• [Work instructions]:
Gather the lines that hold the string "this".
....
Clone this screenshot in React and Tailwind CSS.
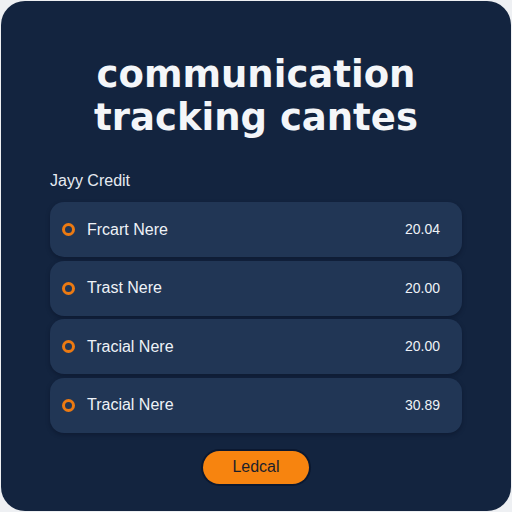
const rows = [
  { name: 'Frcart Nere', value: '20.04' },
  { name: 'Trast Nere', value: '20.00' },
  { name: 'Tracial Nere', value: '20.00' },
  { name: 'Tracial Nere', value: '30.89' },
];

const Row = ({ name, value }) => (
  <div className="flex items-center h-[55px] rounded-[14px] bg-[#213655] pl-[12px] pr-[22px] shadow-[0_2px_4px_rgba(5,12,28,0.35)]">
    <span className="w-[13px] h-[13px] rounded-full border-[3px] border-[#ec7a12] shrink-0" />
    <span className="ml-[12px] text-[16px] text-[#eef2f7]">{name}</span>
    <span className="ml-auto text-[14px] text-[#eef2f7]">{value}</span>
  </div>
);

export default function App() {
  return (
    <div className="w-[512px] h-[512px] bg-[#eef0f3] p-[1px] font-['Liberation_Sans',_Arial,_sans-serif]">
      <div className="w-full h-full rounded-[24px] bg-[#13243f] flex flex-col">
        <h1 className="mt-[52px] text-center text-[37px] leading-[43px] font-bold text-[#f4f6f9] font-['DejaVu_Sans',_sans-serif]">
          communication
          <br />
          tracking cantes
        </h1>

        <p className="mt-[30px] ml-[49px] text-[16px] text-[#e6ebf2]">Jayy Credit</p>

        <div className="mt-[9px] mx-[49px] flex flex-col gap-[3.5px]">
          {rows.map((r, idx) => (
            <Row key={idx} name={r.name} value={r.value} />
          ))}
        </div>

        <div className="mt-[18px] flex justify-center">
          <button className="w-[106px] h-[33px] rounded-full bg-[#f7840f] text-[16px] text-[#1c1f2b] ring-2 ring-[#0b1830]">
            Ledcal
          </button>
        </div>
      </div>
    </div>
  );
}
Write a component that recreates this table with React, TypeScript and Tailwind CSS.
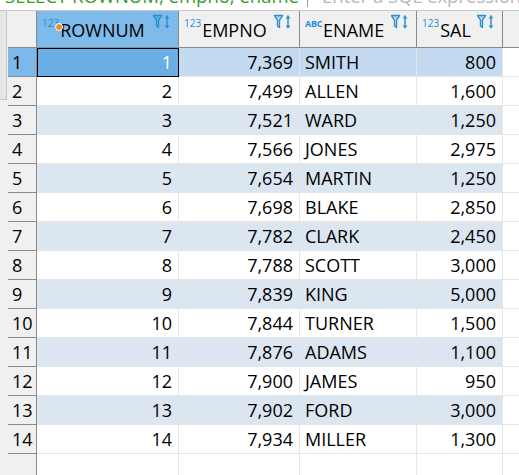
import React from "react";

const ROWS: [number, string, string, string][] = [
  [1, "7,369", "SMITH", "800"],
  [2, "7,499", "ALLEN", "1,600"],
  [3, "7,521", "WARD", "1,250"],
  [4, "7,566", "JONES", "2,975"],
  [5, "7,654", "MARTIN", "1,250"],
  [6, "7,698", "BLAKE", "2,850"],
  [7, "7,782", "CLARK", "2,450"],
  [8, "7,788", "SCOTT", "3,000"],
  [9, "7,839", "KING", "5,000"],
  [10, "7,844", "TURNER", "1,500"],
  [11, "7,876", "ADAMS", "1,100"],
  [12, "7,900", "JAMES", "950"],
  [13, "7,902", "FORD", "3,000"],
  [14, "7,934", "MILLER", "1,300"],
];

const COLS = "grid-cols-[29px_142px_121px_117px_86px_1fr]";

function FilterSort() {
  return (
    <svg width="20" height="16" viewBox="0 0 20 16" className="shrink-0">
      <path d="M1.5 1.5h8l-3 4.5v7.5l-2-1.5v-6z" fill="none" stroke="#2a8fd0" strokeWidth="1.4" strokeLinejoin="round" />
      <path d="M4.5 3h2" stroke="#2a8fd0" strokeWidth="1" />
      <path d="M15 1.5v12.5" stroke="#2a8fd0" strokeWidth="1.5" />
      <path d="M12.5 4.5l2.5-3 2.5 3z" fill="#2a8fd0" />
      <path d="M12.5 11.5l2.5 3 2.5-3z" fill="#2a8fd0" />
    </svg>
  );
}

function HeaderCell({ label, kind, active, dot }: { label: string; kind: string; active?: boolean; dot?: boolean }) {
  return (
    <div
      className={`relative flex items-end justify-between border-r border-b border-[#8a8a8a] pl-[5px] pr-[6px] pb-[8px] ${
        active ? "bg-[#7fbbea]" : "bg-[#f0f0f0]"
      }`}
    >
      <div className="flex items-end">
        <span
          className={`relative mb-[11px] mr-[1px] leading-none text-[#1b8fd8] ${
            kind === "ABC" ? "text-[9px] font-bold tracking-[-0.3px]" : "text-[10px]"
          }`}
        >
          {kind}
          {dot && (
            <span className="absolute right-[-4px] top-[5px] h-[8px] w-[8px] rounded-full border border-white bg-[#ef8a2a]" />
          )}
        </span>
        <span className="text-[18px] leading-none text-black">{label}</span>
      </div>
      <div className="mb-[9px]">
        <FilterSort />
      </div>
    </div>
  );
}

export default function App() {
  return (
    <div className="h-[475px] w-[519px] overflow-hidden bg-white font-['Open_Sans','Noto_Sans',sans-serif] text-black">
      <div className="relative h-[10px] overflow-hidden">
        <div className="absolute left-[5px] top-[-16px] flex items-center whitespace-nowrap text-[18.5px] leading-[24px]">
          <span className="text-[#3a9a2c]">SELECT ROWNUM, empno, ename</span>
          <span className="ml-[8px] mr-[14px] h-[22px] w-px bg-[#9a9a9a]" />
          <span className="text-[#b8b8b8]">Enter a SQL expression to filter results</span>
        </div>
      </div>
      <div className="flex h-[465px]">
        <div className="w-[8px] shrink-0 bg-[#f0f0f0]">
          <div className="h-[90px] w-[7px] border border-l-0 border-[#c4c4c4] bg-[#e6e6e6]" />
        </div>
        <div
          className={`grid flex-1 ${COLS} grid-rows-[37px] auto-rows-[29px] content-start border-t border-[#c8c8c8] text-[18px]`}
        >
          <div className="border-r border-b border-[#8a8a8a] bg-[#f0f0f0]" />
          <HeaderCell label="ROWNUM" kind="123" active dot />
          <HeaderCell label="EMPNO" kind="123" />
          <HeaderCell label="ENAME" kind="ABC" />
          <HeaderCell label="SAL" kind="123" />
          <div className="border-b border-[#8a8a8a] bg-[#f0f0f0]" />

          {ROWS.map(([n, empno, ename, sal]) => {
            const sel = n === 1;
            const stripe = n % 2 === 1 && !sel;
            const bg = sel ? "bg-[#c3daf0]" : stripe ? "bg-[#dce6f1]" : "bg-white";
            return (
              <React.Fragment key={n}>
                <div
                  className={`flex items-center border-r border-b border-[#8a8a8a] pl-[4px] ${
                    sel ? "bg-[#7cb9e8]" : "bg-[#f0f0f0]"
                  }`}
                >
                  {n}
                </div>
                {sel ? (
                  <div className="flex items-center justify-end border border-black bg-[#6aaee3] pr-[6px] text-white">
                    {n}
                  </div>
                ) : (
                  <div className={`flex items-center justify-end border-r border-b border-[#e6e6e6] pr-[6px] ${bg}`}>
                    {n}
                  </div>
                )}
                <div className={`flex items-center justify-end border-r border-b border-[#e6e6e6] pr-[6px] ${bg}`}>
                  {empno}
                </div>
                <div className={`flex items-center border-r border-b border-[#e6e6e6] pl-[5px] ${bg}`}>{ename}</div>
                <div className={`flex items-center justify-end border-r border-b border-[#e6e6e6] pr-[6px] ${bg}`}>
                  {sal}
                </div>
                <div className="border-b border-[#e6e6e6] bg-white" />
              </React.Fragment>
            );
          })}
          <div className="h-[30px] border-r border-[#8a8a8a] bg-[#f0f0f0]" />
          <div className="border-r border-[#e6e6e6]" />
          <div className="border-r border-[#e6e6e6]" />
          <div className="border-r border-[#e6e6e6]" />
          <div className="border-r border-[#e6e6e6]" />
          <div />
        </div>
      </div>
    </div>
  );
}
....
• [Result]:
Clone this screenshot in React and Tailwind CSS.
Write a component that recreates this table with React, TypeScript and Tailwind CSS.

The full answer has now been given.